“Wow, well done on your column,” some say. “Thank you,” I reply a little mortified.
“I didn’t know you were a journalist,” others say. “Oh I’m not,” I reply even more mortified.
“What do you write about?” they say. “Nothing amazing, just a comment on my life I suppose,” I reply, definitely more mortified than ever before.
These are just some of the regular remarks I get about my weekly column in the Irish Examiner Feelgood magazine. After nearly four years of blogging relatively anonymously locally, I’m beginning to get more used to those around me knowing I write.
I think so. For the first few weeks I over thought everything, knowing people I knew well would read it, conscious of what they’d think and how I’d come across. Then one day one of my regular blog readers, Jean from Social Bridge, commented, “Now you sound like yourself.” Since then I feel I have relaxed a lot, maybe not as relaxed as I am here, but more than I was.
The writing is still a bit of a pressure though. There are days when I wander about thinking about things I could write, but unfortunately they feature others in my life who have not signed up to appear in the paper so I must think of something else. Most weeks by the time I’m sitting to write I’ve a good idea of the topic, however occasionally, I open the lap top with deadline looming and not an idea in the world of what I am about to write. Thankfully something usually comes to mind and my fingers take flight.

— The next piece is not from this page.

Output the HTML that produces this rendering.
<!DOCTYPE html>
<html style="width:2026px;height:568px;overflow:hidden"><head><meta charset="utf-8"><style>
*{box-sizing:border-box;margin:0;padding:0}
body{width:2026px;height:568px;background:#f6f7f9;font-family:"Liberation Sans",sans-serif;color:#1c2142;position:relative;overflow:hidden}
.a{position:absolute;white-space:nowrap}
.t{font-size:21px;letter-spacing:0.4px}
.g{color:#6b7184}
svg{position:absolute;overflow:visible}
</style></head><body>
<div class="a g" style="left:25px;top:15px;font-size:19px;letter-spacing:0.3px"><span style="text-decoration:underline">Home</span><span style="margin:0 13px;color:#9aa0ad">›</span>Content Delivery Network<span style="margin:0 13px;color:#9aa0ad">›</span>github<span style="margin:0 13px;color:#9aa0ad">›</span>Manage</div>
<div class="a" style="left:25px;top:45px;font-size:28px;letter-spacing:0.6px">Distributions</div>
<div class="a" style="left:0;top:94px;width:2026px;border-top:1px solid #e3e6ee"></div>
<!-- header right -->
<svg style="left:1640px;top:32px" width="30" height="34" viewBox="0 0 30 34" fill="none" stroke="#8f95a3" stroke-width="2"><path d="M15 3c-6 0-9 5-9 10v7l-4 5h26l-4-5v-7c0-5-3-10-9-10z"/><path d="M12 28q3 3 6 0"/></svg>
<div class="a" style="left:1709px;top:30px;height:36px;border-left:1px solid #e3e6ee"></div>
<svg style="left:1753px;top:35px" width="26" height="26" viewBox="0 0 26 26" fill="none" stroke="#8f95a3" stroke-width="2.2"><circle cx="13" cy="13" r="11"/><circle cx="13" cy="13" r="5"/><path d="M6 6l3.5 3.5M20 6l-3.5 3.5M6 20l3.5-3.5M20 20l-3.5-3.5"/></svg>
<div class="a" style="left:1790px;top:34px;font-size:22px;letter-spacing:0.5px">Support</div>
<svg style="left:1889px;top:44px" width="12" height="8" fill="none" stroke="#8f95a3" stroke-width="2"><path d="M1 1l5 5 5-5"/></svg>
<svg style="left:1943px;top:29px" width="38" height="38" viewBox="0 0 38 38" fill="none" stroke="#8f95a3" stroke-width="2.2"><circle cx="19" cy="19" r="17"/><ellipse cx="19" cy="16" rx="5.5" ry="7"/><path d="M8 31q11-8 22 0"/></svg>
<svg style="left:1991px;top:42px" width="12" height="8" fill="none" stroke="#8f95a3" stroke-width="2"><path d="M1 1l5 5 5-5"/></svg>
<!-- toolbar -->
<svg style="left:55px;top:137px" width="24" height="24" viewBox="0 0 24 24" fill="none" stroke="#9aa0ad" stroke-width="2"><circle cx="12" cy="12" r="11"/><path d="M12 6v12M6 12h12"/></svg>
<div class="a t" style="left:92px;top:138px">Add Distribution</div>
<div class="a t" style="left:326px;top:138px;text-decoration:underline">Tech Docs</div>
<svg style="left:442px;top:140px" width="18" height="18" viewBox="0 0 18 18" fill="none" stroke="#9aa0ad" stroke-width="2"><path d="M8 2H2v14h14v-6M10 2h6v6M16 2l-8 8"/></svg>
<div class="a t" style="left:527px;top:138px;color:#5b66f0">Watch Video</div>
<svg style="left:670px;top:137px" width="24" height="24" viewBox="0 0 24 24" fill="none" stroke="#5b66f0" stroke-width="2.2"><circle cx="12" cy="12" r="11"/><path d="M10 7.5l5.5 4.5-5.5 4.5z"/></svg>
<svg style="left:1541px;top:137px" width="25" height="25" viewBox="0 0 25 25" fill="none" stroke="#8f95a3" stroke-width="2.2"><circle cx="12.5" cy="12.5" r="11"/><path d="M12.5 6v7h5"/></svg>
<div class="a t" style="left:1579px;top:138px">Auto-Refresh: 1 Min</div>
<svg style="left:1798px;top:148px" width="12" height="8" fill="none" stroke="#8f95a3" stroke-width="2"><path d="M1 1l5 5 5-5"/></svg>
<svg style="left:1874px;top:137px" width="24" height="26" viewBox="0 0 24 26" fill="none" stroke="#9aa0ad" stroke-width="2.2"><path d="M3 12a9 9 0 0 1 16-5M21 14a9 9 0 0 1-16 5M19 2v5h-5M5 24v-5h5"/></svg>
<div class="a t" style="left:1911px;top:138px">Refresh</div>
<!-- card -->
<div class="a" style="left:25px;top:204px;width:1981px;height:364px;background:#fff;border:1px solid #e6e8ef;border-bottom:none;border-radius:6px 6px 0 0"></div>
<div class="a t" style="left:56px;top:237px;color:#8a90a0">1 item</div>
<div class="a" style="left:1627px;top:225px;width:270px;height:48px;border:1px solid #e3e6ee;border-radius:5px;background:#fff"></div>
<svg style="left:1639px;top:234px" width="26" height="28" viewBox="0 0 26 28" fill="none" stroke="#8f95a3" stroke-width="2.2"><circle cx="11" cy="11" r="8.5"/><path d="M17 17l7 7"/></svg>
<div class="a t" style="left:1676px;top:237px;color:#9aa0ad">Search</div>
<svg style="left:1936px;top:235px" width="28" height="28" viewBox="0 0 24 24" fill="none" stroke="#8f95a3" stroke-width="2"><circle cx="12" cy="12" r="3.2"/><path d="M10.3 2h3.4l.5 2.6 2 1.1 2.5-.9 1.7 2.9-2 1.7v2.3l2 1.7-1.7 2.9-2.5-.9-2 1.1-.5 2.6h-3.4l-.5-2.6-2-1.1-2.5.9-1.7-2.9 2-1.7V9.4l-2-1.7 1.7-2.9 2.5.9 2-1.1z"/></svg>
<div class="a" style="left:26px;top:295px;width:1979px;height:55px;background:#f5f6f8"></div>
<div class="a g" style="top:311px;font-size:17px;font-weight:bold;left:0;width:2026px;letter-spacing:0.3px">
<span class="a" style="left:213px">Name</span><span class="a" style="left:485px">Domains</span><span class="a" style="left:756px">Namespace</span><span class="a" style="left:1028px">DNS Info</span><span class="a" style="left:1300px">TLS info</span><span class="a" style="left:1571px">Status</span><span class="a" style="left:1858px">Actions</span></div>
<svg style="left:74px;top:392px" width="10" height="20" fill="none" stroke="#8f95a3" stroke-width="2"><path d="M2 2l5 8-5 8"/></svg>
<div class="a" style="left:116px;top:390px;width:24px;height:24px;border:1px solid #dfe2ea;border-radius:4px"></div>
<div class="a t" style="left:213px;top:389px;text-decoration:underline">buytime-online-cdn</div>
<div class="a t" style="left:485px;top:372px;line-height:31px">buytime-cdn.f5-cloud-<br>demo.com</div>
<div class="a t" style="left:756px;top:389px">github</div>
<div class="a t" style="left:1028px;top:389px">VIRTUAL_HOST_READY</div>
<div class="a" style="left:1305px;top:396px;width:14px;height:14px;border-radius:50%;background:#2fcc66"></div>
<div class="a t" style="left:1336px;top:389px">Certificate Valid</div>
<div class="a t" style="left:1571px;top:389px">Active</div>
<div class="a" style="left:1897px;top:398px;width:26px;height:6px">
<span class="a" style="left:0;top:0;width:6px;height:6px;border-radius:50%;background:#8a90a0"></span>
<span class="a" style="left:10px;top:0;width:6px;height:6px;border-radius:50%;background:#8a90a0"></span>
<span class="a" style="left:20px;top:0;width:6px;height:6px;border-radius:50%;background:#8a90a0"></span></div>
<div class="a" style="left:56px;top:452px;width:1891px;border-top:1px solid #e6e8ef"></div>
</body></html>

As to how long my column will last, I’m not sure. To be honest every time I read an email from the editor I think she’s either telling me she can’t print that last article as it’s rubbish or she’s about to tell me nicely, I’m no longer needed. To date neither has happened but that doesn’t stop my blood pressure rising whenever I see her name in my in box!
All in all it’s been a really good experience. I’ve learned to cope with having my writing publicly acknowledged, I’ve managed to stick to a deadline, I’ve somehow found something humorous to write about my life every week and I’ve given myself a little kudos as a writer.

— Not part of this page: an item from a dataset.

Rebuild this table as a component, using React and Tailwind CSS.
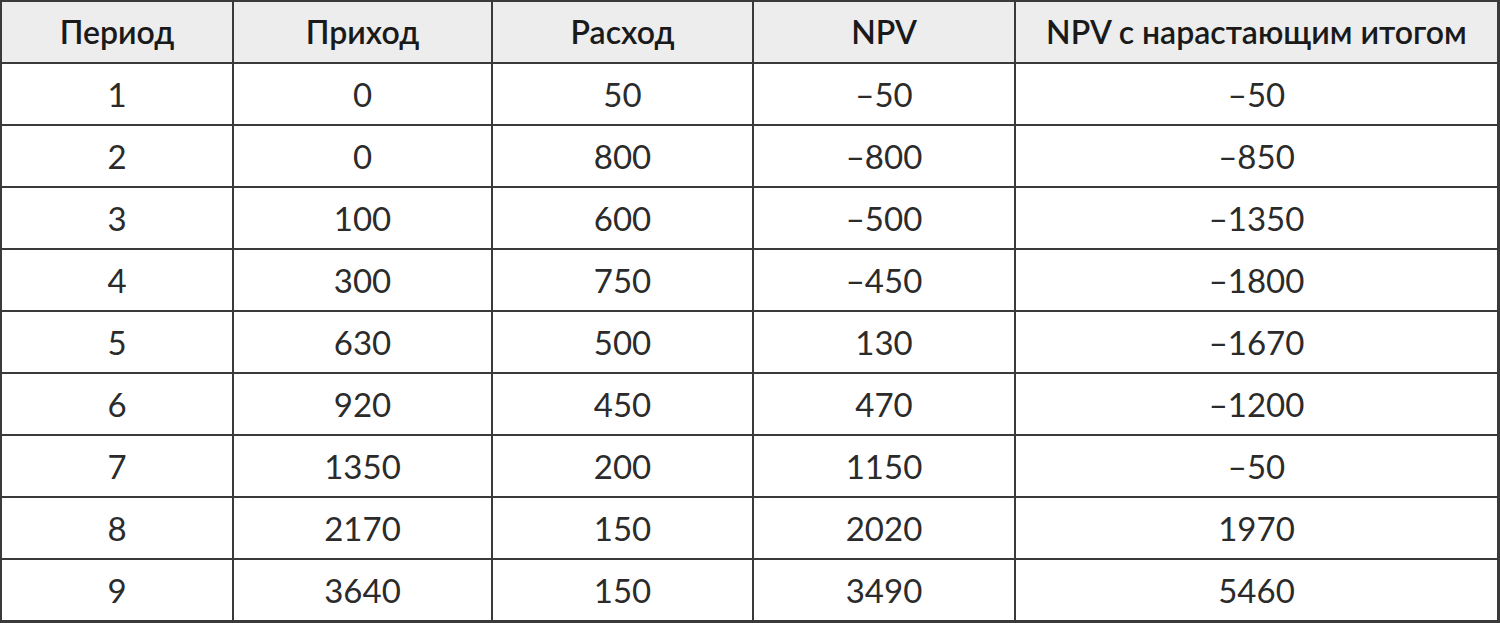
import React from "react";

const header = ["Период", "Приход", "Расход", "NPV", "NPV с нарастающим итогом"];
const rows = [
  ["1", "0", "50", "–50", "–50"],
  ["2", "0", "800", "–800", "–850"],
  ["3", "100", "600", "–500", "–1350"],
  ["4", "300", "750", "–450", "–1800"],
  ["5", "630", "500", "130", "–1670"],
  ["6", "920", "450", "470", "–1200"],
  ["7", "1350", "200", "1150", "–50"],
  ["8", "2170", "150", "2020", "1970"],
  ["9", "3640", "150", "3490", "5460"],
];

export default function App() {
  return (
    <div
      className="w-[1500px] h-[623px] bg-[#3a3a3a] pt-[2px] pl-[2px] pr-[3px] pb-[3px]"
      style={{ fontFamily: "Lato, 'Noto Sans', sans-serif" }}
    >
      <div className="grid grid-cols-[230px_257px_259px_260px_481px] grid-rows-[repeat(10,60px)] gap-[2px]">
        {header.map((h, i) => (
          <div
            key={"h" + i}
            className="bg-[#ededed] flex items-center justify-center text-[32px] font-semibold text-[#1a1a1a]"
          >
            {h}
          </div>
        ))}
        {rows.map((r, ri) =>
          r.map((c, ci) => (
            <div
              key={ri + "-" + ci}
              className="bg-white flex items-center justify-center pt-[2px] text-[33px] font-normal text-[#2b2b2b]"
            >
              {c}
            </div>
          ))
        )}
      </div>
    </div>
  );
}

Are there any negatives to it? Yes. I’m still not over the embarrassment I feel when people speak publicly of something I’ve written and the fact a photograph of me is over the column, but perhaps the biggest negative is the time it’s taken from writing here. I do miss spilling my thoughts out and reading other blogs, but for now I’m spread as thin as I can be with the column, coaching and teaching swimming and also trying to find time to write stories and flash fiction.
It’s not a bad complaint though is it? There are many days when I wonder at the changes in my life since I first decided to begin this blog, four years ago this month. It’s been a steep learning curve and whilst I’ve enjoyed every minute of writing what I could never have known, is that blogging would lead to my making a whole host of online friends along the way.